==== Extracted data ====

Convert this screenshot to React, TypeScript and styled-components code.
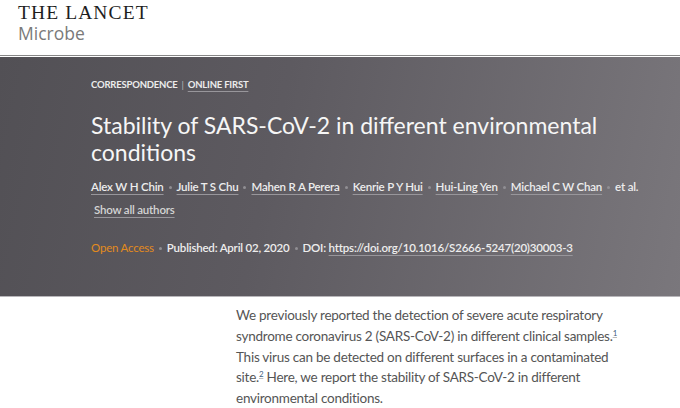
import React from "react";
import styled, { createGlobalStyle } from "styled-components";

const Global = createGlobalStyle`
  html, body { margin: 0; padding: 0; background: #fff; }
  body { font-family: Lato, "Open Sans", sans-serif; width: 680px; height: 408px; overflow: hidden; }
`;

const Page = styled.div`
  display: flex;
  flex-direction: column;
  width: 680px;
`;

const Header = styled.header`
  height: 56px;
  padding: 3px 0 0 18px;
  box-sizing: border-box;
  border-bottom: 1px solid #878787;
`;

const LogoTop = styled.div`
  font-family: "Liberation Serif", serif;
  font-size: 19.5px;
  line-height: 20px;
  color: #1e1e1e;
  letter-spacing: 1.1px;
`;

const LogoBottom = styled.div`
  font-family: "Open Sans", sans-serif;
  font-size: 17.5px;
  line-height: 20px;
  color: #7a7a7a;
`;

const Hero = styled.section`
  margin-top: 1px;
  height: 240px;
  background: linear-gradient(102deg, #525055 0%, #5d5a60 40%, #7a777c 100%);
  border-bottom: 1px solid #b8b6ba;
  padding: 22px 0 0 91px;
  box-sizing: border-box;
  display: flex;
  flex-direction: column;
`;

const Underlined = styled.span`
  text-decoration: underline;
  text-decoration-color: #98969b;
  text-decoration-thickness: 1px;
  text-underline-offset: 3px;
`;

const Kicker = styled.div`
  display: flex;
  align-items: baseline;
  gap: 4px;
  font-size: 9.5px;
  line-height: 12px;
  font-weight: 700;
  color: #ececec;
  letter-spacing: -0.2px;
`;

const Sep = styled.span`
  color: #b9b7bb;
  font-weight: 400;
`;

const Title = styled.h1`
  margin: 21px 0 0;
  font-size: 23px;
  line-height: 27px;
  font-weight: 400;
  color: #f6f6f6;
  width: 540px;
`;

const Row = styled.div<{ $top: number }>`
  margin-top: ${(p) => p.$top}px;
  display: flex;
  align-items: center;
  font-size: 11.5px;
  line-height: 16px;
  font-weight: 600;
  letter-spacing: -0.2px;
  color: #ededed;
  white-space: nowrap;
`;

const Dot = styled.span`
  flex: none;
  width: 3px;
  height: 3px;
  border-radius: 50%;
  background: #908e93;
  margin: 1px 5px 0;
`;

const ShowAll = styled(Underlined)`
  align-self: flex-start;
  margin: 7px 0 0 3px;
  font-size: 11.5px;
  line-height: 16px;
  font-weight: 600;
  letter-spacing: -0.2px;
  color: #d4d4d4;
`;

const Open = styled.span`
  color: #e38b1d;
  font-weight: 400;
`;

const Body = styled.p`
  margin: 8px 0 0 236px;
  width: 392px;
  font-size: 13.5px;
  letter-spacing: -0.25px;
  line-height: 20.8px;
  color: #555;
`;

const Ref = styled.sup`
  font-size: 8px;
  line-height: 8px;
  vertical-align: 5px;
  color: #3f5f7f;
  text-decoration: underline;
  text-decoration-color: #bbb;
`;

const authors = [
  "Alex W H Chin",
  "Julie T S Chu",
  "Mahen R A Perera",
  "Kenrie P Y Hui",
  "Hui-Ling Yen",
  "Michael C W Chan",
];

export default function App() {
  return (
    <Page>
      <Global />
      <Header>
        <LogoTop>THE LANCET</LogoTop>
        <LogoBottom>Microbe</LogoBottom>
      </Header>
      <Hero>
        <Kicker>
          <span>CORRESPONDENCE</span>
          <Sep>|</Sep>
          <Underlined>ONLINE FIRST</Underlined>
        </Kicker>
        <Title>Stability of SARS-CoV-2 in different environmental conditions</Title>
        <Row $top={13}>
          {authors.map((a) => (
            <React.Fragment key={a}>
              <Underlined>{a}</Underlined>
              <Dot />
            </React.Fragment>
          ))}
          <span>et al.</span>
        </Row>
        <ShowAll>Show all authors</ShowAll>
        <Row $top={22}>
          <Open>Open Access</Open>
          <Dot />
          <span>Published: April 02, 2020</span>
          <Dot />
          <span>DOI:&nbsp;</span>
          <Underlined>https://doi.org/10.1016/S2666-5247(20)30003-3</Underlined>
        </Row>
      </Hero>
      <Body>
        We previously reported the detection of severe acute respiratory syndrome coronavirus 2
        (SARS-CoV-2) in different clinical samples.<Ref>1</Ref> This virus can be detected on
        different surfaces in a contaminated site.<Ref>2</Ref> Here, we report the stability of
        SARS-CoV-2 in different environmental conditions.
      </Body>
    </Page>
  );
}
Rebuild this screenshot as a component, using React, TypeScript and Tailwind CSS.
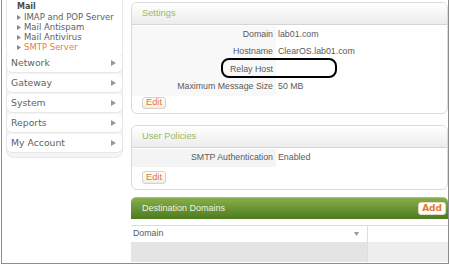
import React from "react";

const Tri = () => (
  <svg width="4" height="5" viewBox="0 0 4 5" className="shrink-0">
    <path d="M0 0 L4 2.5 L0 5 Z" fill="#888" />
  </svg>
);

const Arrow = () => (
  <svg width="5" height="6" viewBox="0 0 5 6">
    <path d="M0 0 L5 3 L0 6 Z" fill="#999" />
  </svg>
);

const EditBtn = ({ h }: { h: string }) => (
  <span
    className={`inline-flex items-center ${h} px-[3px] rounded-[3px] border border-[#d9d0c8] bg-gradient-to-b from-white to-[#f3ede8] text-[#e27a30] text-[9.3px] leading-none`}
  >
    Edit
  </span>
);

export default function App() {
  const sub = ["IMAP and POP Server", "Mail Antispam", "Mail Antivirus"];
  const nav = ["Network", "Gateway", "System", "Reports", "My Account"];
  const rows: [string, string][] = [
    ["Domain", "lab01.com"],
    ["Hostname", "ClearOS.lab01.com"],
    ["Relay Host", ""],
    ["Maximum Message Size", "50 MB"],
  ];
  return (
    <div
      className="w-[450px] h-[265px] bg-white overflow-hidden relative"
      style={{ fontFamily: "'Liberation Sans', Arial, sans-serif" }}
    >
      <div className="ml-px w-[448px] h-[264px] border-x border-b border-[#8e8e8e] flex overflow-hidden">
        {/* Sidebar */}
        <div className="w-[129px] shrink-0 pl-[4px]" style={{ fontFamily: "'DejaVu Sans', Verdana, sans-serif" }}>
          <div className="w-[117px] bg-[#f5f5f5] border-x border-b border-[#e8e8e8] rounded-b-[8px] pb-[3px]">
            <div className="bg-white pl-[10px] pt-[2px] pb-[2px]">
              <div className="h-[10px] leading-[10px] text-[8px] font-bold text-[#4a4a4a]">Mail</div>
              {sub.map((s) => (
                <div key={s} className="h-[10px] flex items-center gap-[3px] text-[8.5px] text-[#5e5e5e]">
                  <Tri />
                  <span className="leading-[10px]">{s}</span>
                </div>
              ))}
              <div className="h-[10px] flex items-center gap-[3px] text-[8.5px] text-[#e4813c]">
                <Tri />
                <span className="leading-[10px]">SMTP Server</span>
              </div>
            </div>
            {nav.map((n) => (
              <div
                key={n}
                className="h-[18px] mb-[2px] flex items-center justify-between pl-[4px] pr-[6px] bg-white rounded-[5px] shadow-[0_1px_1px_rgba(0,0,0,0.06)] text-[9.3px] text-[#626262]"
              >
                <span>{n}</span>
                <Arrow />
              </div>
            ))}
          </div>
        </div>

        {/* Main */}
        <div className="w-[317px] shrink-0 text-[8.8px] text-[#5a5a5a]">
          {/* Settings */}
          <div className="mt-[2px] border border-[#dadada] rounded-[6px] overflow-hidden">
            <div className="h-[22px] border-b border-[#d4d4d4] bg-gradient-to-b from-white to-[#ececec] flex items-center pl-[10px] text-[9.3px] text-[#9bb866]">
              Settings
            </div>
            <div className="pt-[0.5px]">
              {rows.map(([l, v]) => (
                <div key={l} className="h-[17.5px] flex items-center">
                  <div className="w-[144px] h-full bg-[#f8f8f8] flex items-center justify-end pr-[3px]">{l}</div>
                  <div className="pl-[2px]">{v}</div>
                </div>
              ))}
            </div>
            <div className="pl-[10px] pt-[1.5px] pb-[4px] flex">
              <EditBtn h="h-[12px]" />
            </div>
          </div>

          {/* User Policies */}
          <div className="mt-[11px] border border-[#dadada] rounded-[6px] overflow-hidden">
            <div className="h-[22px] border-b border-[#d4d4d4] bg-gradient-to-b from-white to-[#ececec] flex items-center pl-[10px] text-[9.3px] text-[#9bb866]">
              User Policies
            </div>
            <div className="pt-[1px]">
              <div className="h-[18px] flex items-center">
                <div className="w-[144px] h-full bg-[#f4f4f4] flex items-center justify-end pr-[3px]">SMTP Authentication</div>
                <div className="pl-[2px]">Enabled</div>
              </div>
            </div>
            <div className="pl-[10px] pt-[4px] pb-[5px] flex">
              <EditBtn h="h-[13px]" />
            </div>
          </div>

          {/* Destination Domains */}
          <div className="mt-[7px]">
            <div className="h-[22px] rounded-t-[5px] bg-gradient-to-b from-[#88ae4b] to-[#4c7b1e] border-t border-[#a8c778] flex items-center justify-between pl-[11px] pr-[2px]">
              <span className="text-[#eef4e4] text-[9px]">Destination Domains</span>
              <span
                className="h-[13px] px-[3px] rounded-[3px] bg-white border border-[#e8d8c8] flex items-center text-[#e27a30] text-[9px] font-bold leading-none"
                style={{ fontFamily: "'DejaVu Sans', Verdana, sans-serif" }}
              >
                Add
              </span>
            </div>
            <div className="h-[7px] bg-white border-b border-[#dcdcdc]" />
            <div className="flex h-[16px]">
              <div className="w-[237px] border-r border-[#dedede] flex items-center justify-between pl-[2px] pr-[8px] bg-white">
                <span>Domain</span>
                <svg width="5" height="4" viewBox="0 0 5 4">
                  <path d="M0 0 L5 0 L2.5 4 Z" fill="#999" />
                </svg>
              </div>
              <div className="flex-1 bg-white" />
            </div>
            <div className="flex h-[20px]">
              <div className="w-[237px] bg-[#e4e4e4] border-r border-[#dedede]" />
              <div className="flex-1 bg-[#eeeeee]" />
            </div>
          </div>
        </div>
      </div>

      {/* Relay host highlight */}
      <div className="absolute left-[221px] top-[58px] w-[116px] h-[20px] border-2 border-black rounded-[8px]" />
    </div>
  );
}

====

*Description of the task*:
Which lines of the data above contain "screenshot"? Copy each one.

*Complete response*:
Convert this screenshot to React, TypeScript and styled-components code.
Rebuild this screenshot as a component, using React, TypeScript and Tailwind CSS.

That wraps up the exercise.